A one-off task & process_addons command to trigger it should be included to backfill data (which will take a while...)
Acceptance Criteria
### Milestones/checkpoints
- [ ] Manifest is available for all versions in a json field in a new model/table
- [ ] Backfill task is working
- [ ] Data is visible through the admin
- [ ] Ticket is filed for SRE to expose the table in redash
Checks
- [X] If the issue is ready to work on, I have removed the "needs:info" label.
- [X] If I have identified that the work is specific to a repository, I have removed "repository:addons-server" or "repository:addons-frontend"
┆Issue is synchronized with this Jira Task
I wonder if that would be performant enough, crawling through millions of json blobs. Could we denormalize the overall blob into specific table columns for each top level json property, perhaps?
The performance is obviously going to be worse than actual (possibly indexed) columns but I think denormalizing here would be premature. Especially as this is meant for adhoc searches for which taking a bit of extra time is acceptable. Also, as mentioned in the description we already have the webext_permissions available for more specific searches as well.

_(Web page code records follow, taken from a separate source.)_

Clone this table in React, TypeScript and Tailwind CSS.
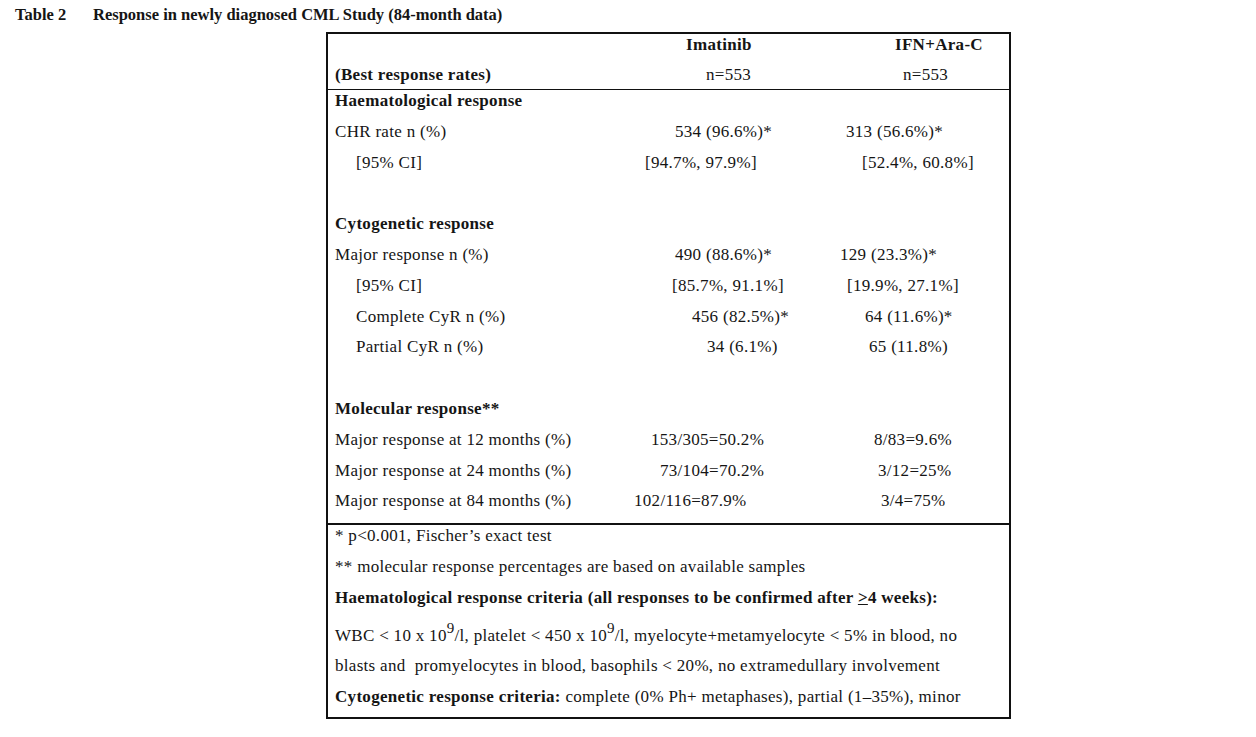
import React from "react"

type Row = {
  label?: string
  bold?: boolean
  indent?: boolean
  a?: string
  aPad?: string
  b?: string
  bPad?: string
}

const rows: Row[] = [
  { label: "Haematological response", bold: true },
  { label: "CHR rate n (%)", a: "534 (96.6%)*", aPad: "pl-[47px]", b: "313 (56.6%)*", bPad: "pl-[23px]" },
  { label: "[95% CI]", indent: true, a: "[94.7%, 97.9%]", aPad: "pl-[17px]", b: "[52.4%, 60.8%]", bPad: "pl-[39px]" },
  {},
  { label: "Cytogenetic response", bold: true },
  { label: "Major response n (%)", a: "490 (88.6%)*", aPad: "pl-[47px]", b: "129 (23.3%)*", bPad: "pl-[17px]" },
  { label: "[95% CI]", indent: true, a: "[85.7%, 91.1%]", aPad: "pl-[44px]", b: "[19.9%, 27.1%]", bPad: "pl-[24px]" },
  { label: "Complete CyR n (%)", indent: true, a: "456 (82.5%)*", aPad: "pl-[64px]", b: "64 (11.6%)*", bPad: "pl-[42px]" },
  { label: "Partial CyR n (%)", indent: true, a: "34 (6.1%)", aPad: "pl-[79px]", b: "65 (11.8%)", bPad: "pl-[46px]" },
  {},
  { label: "Molecular response**", bold: true },
  { label: "Major response at 12 months (%)", a: "153/305=50.2%", aPad: "pl-[23px]", b: "8/83=9.6%", bPad: "pl-[51px]" },
  { label: "Major response at 24 months (%)", a: "73/104=70.2%", aPad: "pl-[32px]", b: "3/12=25%", bPad: "pl-[55px]" },
  { label: "Major response at 84 months (%)", a: "102/116=87.9%", aPad: "pl-[6px]", b: "3/4=75%", bPad: "pl-[58px]" },
]

export default function App() {
  return (
    <div
      className="min-h-[737px] w-full bg-white text-[#151515] text-[17px] leading-[20px] tracking-[0.3px]"
      style={{ fontFamily: '"Liberation Serif", "Times New Roman", serif' }}
    >
      {/* caption */}
      <div className="flex pt-[5px] pl-[15px] h-[25px] font-bold text-[16.5px] tracking-normal">
        <span className="w-[78px]">Table 2</span>
        <span>Response in newly diagnosed CML Study (84-month data)</span>
      </div>

      <div className="ml-[326px] mt-[7px] w-[685px] border-2 border-[#111]">
        {/* header */}
        <div className="border-b border-[#111]">
          <div className="flex h-[31px] pt-[1px] font-bold">
            <div className="w-[300px]" />
            <div className="w-[195px] pl-[58px]">Imatinib</div>
            <div className="flex-1 pl-[72px]">IFN+Ara-C</div>
          </div>
          <div className="flex h-[24px]">
            <div className="w-[300px] pl-[7px] font-bold">(Best response rates)</div>
            <div className="w-[195px] pl-[78px]">n=553</div>
            <div className="flex-1 pl-[80px]">n=553</div>
          </div>
        </div>

        {/* body */}
        <div className="pt-[1px] pb-[1px] border-b-2 border-[#111]">
          {rows.map((r, i) => (
            <div key={i} className="flex h-[30.8px]">
              <div className={`w-[300px] ${r.indent ? "pl-[28px]" : "pl-[7px]"} ${r.bold ? "font-bold" : ""}`}>
                {r.label}
              </div>
              <div className={`w-[195px] whitespace-nowrap ${r.aPad ?? ""}`}>{r.a}</div>
              <div className={`flex-1 whitespace-nowrap ${r.bPad ?? ""}`}>{r.b}</div>
            </div>
          ))}
        </div>

        {/* footnotes */}
        <div className="pl-[7px] pt-[1px]">
          <div className="h-[31px]">* p&lt;0.001, Fischer’s exact test</div>
          <div className="h-[31px]">** molecular response percentages are based on available samples</div>
          <div className="h-[31px] font-bold">
            Haematological response criteria (all responses to be confirmed after <span className="underline">&gt;</span>4 weeks):
          </div>
          <div className="h-[37px] pt-[7px] whitespace-nowrap">
            WBC &lt; 10 x 10<sup className="text-[15px] top-[-0.55em]">9</sup>/l, platelet &lt; 450 x 10
            <sup className="text-[15px] top-[-0.55em]">9</sup>/l, myelocyte+metamyelocyte &lt; 5% in blood, no
          </div>
          <div className="h-[31px] whitespace-nowrap">
            blasts and{"\u00a0"} promyelocytes in blood, basophils &lt; 20%, no extramedullary involvement
          </div>
          <div className="h-[30px] whitespace-nowrap">
            <span className="font-bold">Cytogenetic response criteria:</span> complete (0% Ph+ metaphases), partial (1–35%), minor
          </div>
        </div>
      </div>
    </div>
  )
}
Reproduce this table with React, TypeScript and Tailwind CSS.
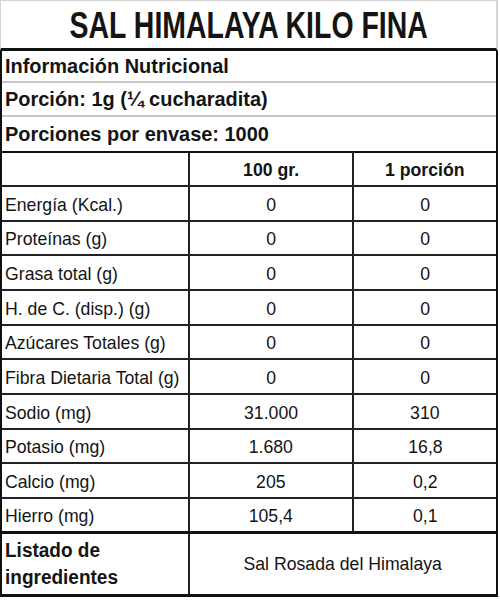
const rows = [
  { label: "Energía (Kcal.)", a: "0", b: "0", h: "h-[35px]" },
  { label: "Proteínas (g)", a: "0", b: "0", h: "h-[34px]" },
  { label: "Grasa total (g)", a: "0", b: "0", h: "h-[35px]" },
  { label: "H. de C. (disp.) (g)", a: "0", b: "0", h: "h-[35px]" },
  { label: "Azúcares Totales (g)", a: "0", b: "0", h: "h-[34px]" },
  { label: "Fibra Dietaria Total (g)", a: "0", b: "0", h: "h-[35px]" },
  { label: "Sodio (mg)", a: "31.000", b: "310", h: "h-[35px]" },
  { label: "Potasio (mg)", a: "1.680", b: "16,8", h: "h-[34px]" },
  { label: "Calcio (mg)", a: "205", b: "0,2", h: "h-[35px]" },
  { label: "Hierro (mg)", a: "105,4", b: "0,1", h: "h-[35px]" },
];

// narrow-ish text, like the squeezed spreadsheet export
const squeeze = "inline-block whitespace-nowrap [transform:scaleX(0.93)]";

export default function App() {
  return (
    <div
      className="w-[500px] h-[600px] bg-white text-[#141414]"
      style={{ fontFamily: '"Liberation Sans", Arial, sans-serif' }}
    >
      <div className="w-[498px]">
        {/* title */}
        <div className="h-[51px] border-t border-l border-r-2 border-[#d4d4d4] border-b-[3px] border-b-[#111] flex items-center justify-center overflow-hidden">
          <span className="inline-block font-bold text-[36px] leading-[40px] [transform:scaleX(0.79)] whitespace-nowrap pt-[3px]">
            SAL HIMALAYA KILO FINA
          </span>
        </div>

        <div className="border-l-2 border-r-2 border-b-[3px] border-[#111]">
          {/* info rows */}
          <div className="h-[32px] border-b-2 border-[#c8c8c8] flex items-center pl-[3px] font-bold text-[21px] leading-[22px]">
            <span className="inline-block whitespace-nowrap origin-left [transform:scaleX(0.95)]">
              Información Nutricional
            </span>
          </div>
          <div className="h-[34px] border-b-2 border-[#c8c8c8] flex items-center pl-[3px] font-bold text-[21px] leading-[22px]">
            <span className="inline-block whitespace-nowrap origin-left [transform:scaleX(0.95)]">
              Porción: 1g (¼ cucharadita)
            </span>
          </div>
          <div className="h-[36px] border-b-2 border-[#111] flex items-center pl-[3px] font-bold text-[21px] leading-[22px]">
            <span className="inline-block whitespace-nowrap origin-left [transform:scaleX(0.95)]">
              Porciones por envase: 1000
            </span>
          </div>

          {/* header */}
          <div className="h-[34px] border-b-2 border-[#222] flex text-[19px] leading-[20px] font-bold">
            <div className="w-[188px] border-r-2 border-[#222]" />
            <div className="w-[164px] border-r-2 border-[#222] flex items-center justify-center pt-[1px]">
              <span className={squeeze}>100 gr.</span>
            </div>
            <div className="flex-1 flex items-center justify-center pt-[1px]">
              <span className={squeeze}>1 porción</span>
            </div>
          </div>

          {rows.map((r, i) => (
            <div
              key={r.label}
              className={`${r.h} ${
                i === rows.length - 1 ? "border-b-[3px] border-[#111]" : "border-b-2 border-[#222]"
              } flex text-[19px] leading-[20px]`}
            >
              <div className="w-[188px] border-r-2 border-[#222] flex items-center pl-[3px] pt-[2px] overflow-hidden">
                <span className={`${squeeze} origin-left`}>{r.label}</span>
              </div>
              <div className="w-[164px] border-r-2 border-[#222] flex items-center justify-center pt-[2px]">
                <span className={squeeze}>{r.a}</span>
              </div>
              <div className="flex-1 flex items-center justify-center pt-[2px]">
                <span className={squeeze}>{r.b}</span>
              </div>
            </div>
          ))}

          {/* ingredients */}
          <div className="h-[60px] flex">
            <div className="w-[188px] border-r-2 border-[#222] flex items-center pl-[3px] font-bold text-[20px] leading-[27px]">
              <span className="inline-block origin-left [transform:scaleX(0.95)]">
                Listado de
                <br />
                ingredientes
              </span>
            </div>
            <div className="flex-1 flex items-center justify-center text-[19px] leading-[20px]">
              <span className={squeeze}>Sal Rosada del Himalaya</span>
            </div>
          </div>
        </div>
      </div>
    </div>
  );
}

Couple recent examples of where it could have been useful:
- Figuring out how many add-ons have an update url
- Figuring out how many themes have images set
SRE ticket is https://mozilla-hub.atlassian.net/browse/SVCSE-2158
I'll trigger the task on dev & stage tomorrow.
Example using stage data:
>>> FileManifest.objects.count()
809622
>>> FileManifest.objects.filter(
Q(manifest_data__browser_specific_settings__gecko__update_url__isnull=False) |
Q(manifest_data__apps__gecko__update_url__isnull=False)).count()
30
>>> str(FileManifest.objects.only('file_id').filter(
Q(manifest_data__browser_specific_settings__gecko__update_url__isnull=False) |
Q(manifest_data__apps__gecko__update_url__isnull=False)).query)
'SELECT `files_filemanifest`.`file_id` FROM `files_filemanifest`
WHERE (
JSON_EXTRACT(`files_filemanifest`.`manifest_data`, $."browser_specific_settings"."gecko"."update_url") IS NOT NULL
OR JSON_EXTRACT(`files_filemanifest`.`manifest_data`, $."apps"."gecko"."update_url") IS NOT NULL
)'
JSON_CONTAINS_PATH variant (either are super fast on stage):
>>> FileManifest.objects.filter(
Q(manifest_data__browser_specific_settings__gecko__has_key='update_url') |
Q(manifest_data__apps__gecko__has_key='update_url')).count()
30
>>> str(FileManifest.objects.only('file_id').filter(
Q(manifest_data__browser_specific_settings__gecko__has_key='update_url') |
Q(manifest_data__apps__gecko__has_key='update_url')).query)
'SELECT `files_filemanifest`.`file_id` FROM `files_filemanifest`
WHERE (
JSON_CONTAINS_PATH(`files_filemanifest`.`manifest_data`, \'one\', $."browser_specific_settings"."gecko"."update_url")
OR JSON_CONTAINS_PATH(`files_filemanifest`.`manifest_data`, \'one\', $."apps"."gecko"."update_url")
)'